● Dataset extract
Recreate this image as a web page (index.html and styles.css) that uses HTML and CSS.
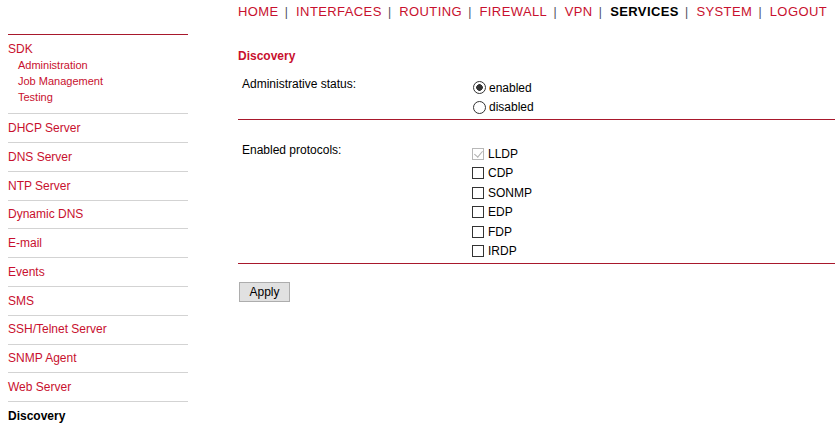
FILE: index.html
```html
<!DOCTYPE html>
<html lang="en">
<head>
    <meta charset="UTF-8">
    <meta name="viewport" content="width=device-width, initial-scale=1.0">
    <title>Services - Discovery</title>
    <link rel="stylesheet" href="styles.css">
</head>
<body>
    <div class="page">
        <!-- Left menu -->
        <aside class="sidebar">
            <div class="sdk">
                <a class="sdk-title" href="#">SDK</a>
                <ul class="sub-menu">
                    <li><a href="#">Administration</a></li>
                    <li><a href="#">Job Management</a></li>
                    <li><a href="#">Testing</a></li>
                </ul>
            </div>
            <ul class="side-menu">
                <li><a href="#">DHCP Server</a></li>
                <li><a href="#">DNS Server</a></li>
                <li><a href="#">NTP Server</a></li>
                <li><a href="#">Dynamic DNS</a></li>
                <li><a href="#">E-mail</a></li>
                <li><a href="#">Events</a></li>
                <li><a href="#">SMS</a></li>
                <li><a href="#">SSH/Telnet Server</a></li>
                <li><a href="#">SNMP Agent</a></li>
                <li><a href="#">Web Server</a></li>
                <li class="active">Discovery</li>
            </ul>
        </aside>

        <main class="content">
            <nav class="top-nav">
                <a href="#">HOME</a><span class="sep">|</span>
                <a href="#">INTERFACES</a><span class="sep">|</span>
                <a href="#">ROUTING</a><span class="sep">|</span>
                <a href="#">FIREWALL</a><span class="sep">|</span>
                <a href="#">VPN</a><span class="sep">|</span>
                <a href="#" class="current">SERVICES</a><span class="sep">|</span>
                <a href="#">SYSTEM</a><span class="sep">|</span>
                <a href="#">LOGOUT</a>
            </nav>

            <h2 class="page-title">Discovery</h2>

            <form id="discoveryForm">
                <div class="form-row status-row">
                    <div class="field-label">Administrative status:</div>
                    <div class="options">
                        <label class="option"><input type="radio" name="status" value="enabled" checked>enabled</label>
                        <label class="option"><input type="radio" name="status" value="disabled">disabled</label>
                    </div>
                </div>

                <div class="form-row protocols-row">
                    <div class="field-label">Enabled protocols:</div>
                    <div class="options">
                        <label class="option"><input type="checkbox" name="lldp" checked disabled>LLDP</label>
                        <label class="option"><input type="checkbox" name="cdp">CDP</label>
                        <label class="option"><input type="checkbox" name="sonmp">SONMP</label>
                        <label class="option"><input type="checkbox" name="edp">EDP</label>
                        <label class="option"><input type="checkbox" name="fdp">FDP</label>
                        <label class="option"><input type="checkbox" name="irdp">IRDP</label>
                    </div>
                </div>

                <button type="submit" class="apply-btn">Apply</button>
            </form>
        </main>
    </div>
</body>
</html>
```

FILE: styles.css
```css
body {
    margin: 0;
    font-family: "Liberation Sans", Arial, sans-serif;
    font-size: 12px;
    color: #000;
    background: #fff;
}
a {
    color: #c8102e;
    text-decoration: none;
}
ul {
    list-style: none;
    margin: 0;
    padding: 0;
}
.page {
    display: flex;
    gap: 50px;
    padding-left: 8px;
}

/* sidebar */
.sidebar {
    width: 180px;
    flex-shrink: 0;
    padding-top: 34px;
}
.sdk {
    border-top: 1px solid #a8182c;
    padding: 6.7px 0 7.8px;
}
.sdk-title {
    display: block;
    line-height: 14px;
}
.sub-menu {
    margin-top: 1.8px;
    padding-left: 10px;
    font-size: 11px;
    line-height: 16px;
}
.side-menu li {
    border-top: 1px solid #d3d3d3;
    padding: 6.7px 0 7.1px;
    line-height: 14px;
}
.side-menu li.active {
    font-weight: bold;
}

/* main area */
.content {
    flex: 1;
}
.top-nav {
    display: flex;
    padding-top: 4px;
    font-size: 13px;
    line-height: 16px;
    letter-spacing: 0.4px;
    white-space: nowrap;
}
.top-nav .sep {
    font-size: 12px;
    color: #4a4a5a;
    letter-spacing: 0;
    margin: 0 8.2px 0 6.2px;
}
.top-nav .current {
    color: #000;
    font-weight: bold;
}
.page-title {
    margin: 29.4px 0 0;
    font-size: 12px;
    font-weight: bold;
    line-height: 14px;
    color: #c8102e;
}
.form-row {
    display: grid;
    grid-template-columns: 234px 1fr;
    border-bottom: 1px solid #a8182c;
}
.field-label {
    padding-left: 4px;
    line-height: 14px;
}
.status-row {
    padding: 14px 0 2px;
}
.status-row .options {
    margin-top: 0.8px;
}
.protocols-row {
    padding: 23px 0 2.5px;
}
.protocols-row .options {
    margin-top: 1.1px;
}
.option {
    display: flex;
    align-items: center;
    height: 19.5px;
    line-height: 14px;
}
.protocols-row .option {
    height: 19.4px;
}

/* radio and checkbox */
.option input {
    appearance: none;
    -webkit-appearance: none;
    margin: 0;
    background: #fff;
    position: relative;
}
.option input[type="radio"] {
    width: 13px;
    height: 13px;
    margin: 0 3px 0 1px;
    border: 1px solid #333;
    border-radius: 50%;
}
.option input[type="radio"]:checked {
    background: radial-gradient(circle, #333 0 3px, #fff 3.6px);
}
.option input[type="checkbox"] {
    width: 12px;
    height: 12px;
    margin: 0 4px 0 0;
    border: 1px solid #333;
}
.option input[type="checkbox"]:disabled {
    border-color: #b8b8b8;
}
.option input[type="checkbox"]:checked::before {
    content: "";
    position: absolute;
    left: 3px;
    top: 0;
    width: 4px;
    height: 7px;
    border-right: 1px solid #333;
    border-bottom: 1px solid #333;
    transform: rotate(40deg);
}
.option input[type="checkbox"]:disabled:checked::before {
    border-color: #b0b0b0;
}

.apply-btn {
    margin: 18px 0 0 1px;
    width: 51px;
    height: 20px;
    padding: 0;
    font-family: "Liberation Sans", Arial, sans-serif;
    font-size: 12px;
    color: #000;
    background: #e1e1e1;
    border: 1px solid #adadad;
    border-radius: 0;
}
```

● Prompt
Restate the full listing verbatim and drop every picture.

● Exercise response
Recreate this image as a web page (index.html and styles.css) that uses HTML and CSS.
FILE: index.html
```html
<!DOCTYPE html>
<html lang="en">
<head>
    <meta charset="UTF-8">
    <meta name="viewport" content="width=device-width, initial-scale=1.0">
    <title>Services - Discovery</title>
    <link rel="stylesheet" href="styles.css">
</head>
<body>
    <div class="page">
        <!-- Left menu -->
        <aside class="sidebar">
            <div class="sdk">
                <a class="sdk-title" href="#">SDK</a>
                <ul class="sub-menu">
                    <li><a href="#">Administration</a></li>
                    <li><a href="#">Job Management</a></li>
                    <li><a href="#">Testing</a></li>
                </ul>
            </div>
            <ul class="side-menu">
                <li><a href="#">DHCP Server</a></li>
                <li><a href="#">DNS Server</a></li>
                <li><a href="#">NTP Server</a></li>
                <li><a href="#">Dynamic DNS</a></li>
                <li><a href="#">E-mail</a></li>
                <li><a href="#">Events</a></li>
                <li><a href="#">SMS</a></li>
                <li><a href="#">SSH/Telnet Server</a></li>
                <li><a href="#">SNMP Agent</a></li>
                <li><a href="#">Web Server</a></li>
                <li class="active">Discovery</li>
            </ul>
        </aside>

        <main class="content">
            <nav class="top-nav">
                <a href="#">HOME</a><span class="sep">|</span>
                <a href="#">INTERFACES</a><span class="sep">|</span>
                <a href="#">ROUTING</a><span class="sep">|</span>
                <a href="#">FIREWALL</a><span class="sep">|</span>
                <a href="#">VPN</a><span class="sep">|</span>
                <a href="#" class="current">SERVICES</a><span class="sep">|</span>
                <a href="#">SYSTEM</a><span class="sep">|</span>
                <a href="#">LOGOUT</a>
            </nav>

            <h2 class="page-title">Discovery</h2>

            <form id="discoveryForm">
                <div class="form-row status-row">
                    <div class="field-label">Administrative status:</div>
                    <div class="options">
                        <label class="option"><input type="radio" name="status" value="enabled" checked>enabled</label>
                        <label class="option"><input type="radio" name="status" value="disabled">disabled</label>
                    </div>
                </div>

                <div class="form-row protocols-row">
                    <div class="field-label">Enabled protocols:</div>
                    <div class="options">
                        <label class="option"><input type="checkbox" name="lldp" checked disabled>LLDP</label>
                        <label class="option"><input type="checkbox" name="cdp">CDP</label>
                        <label class="option"><input type="checkbox" name="sonmp">SONMP</label>
                        <label class="option"><input type="checkbox" name="edp">EDP</label>
                        <label class="option"><input type="checkbox" name="fdp">FDP</label>
                        <label class="option"><input type="checkbox" name="irdp">IRDP</label>
                    </div>
                </div>

                <button type="submit" class="apply-btn">Apply</button>
            </form>
        </main>
    </div>
</body>
</html>
```

FILE: styles.css
```css
body {
    margin: 0;
    font-family: "Liberation Sans", Arial, sans-serif;
    font-size: 12px;
    color: #000;
    background: #fff;
}
a {
    color: #c8102e;
    text-decoration: none;
}
ul {
    list-style: none;
    margin: 0;
    padding: 0;
}
.page {
    display: flex;
    gap: 50px;
    padding-left: 8px;
}

/* sidebar */
.sidebar {
    width: 180px;
    flex-shrink: 0;
    padding-top: 34px;
}
.sdk {
    border-top: 1px solid #a8182c;
    padding: 6.7px 0 7.8px;
}
.sdk-title {
    display: block;
    line-height: 14px;
}
.sub-menu {
    margin-top: 1.8px;
    padding-left: 10px;
    font-size: 11px;
    line-height: 16px;
}
.side-menu li {
    border-top: 1px solid #d3d3d3;
    padding: 6.7px 0 7.1px;
    line-height: 14px;
}
.side-menu li.active {
    font-weight: bold;
}

/* main area */
.content {
    flex: 1;
}
.top-nav {
    display: flex;
    padding-top: 4px;
    font-size: 13px;
    line-height: 16px;
    letter-spacing: 0.4px;
    white-space: nowrap;
}
.top-nav .sep {
    font-size: 12px;
    color: #4a4a5a;
    letter-spacing: 0;
    margin: 0 8.2px 0 6.2px;
}
.top-nav .current {
    color: #000;
    font-weight: bold;
}
.page-title {
    margin: 29.4px 0 0;
    font-size: 12px;
    font-weight: bold;
    line-height: 14px;
    color: #c8102e;
}
.form-row {
    display: grid;
    grid-template-columns: 234px 1fr;
    border-bottom: 1px solid #a8182c;
}
.field-label {
    padding-left: 4px;
    line-height: 14px;
}
.status-row {
    padding: 14px 0 2px;
}
.status-row .options {
    margin-top: 0.8px;
}
.protocols-row {
    padding: 23px 0 2.5px;
}
.protocols-row .options {
    margin-top: 1.1px;
}
.option {
    display: flex;
    align-items: center;
    height: 19.5px;
    line-height: 14px;
}
.protocols-row .option {
    height: 19.4px;
}

/* radio and checkbox */
.option input {
    appearance: none;
    -webkit-appearance: none;
    margin: 0;
    background: #fff;
    position: relative;
}
.option input[type="radio"] {
    width: 13px;
    height: 13px;
    margin: 0 3px 0 1px;
    border: 1px solid #333;
    border-radius: 50%;
}
.option input[type="radio"]:checked {
    background: radial-gradient(circle, #333 0 3px, #fff 3.6px);
}
.option input[type="checkbox"] {
    width: 12px;
    height: 12px;
    margin: 0 4px 0 0;
    border: 1px solid #333;
}
.option input[type="checkbox"]:disabled {
    border-color: #b8b8b8;
}
.option input[type="checkbox"]:checked::before {
    content: "";
    position: absolute;
    left: 3px;
    top: 0;
    width: 4px;
    height: 7px;
    border-right: 1px solid #333;
    border-bottom: 1px solid #333;
    transform: rotate(40deg);
}
.option input[type="checkbox"]:disabled:checked::before {
    border-color: #b0b0b0;
}

.apply-btn {
    margin: 18px 0 0 1px;
    width: 51px;
    height: 20px;
    padding: 0;
    font-family: "Liberation Sans", Arial, sans-serif;
    font-size: 12px;
    color: #000;
    background: #e1e1e1;
    border: 1px solid #adadad;
    border-radius: 0;
}
```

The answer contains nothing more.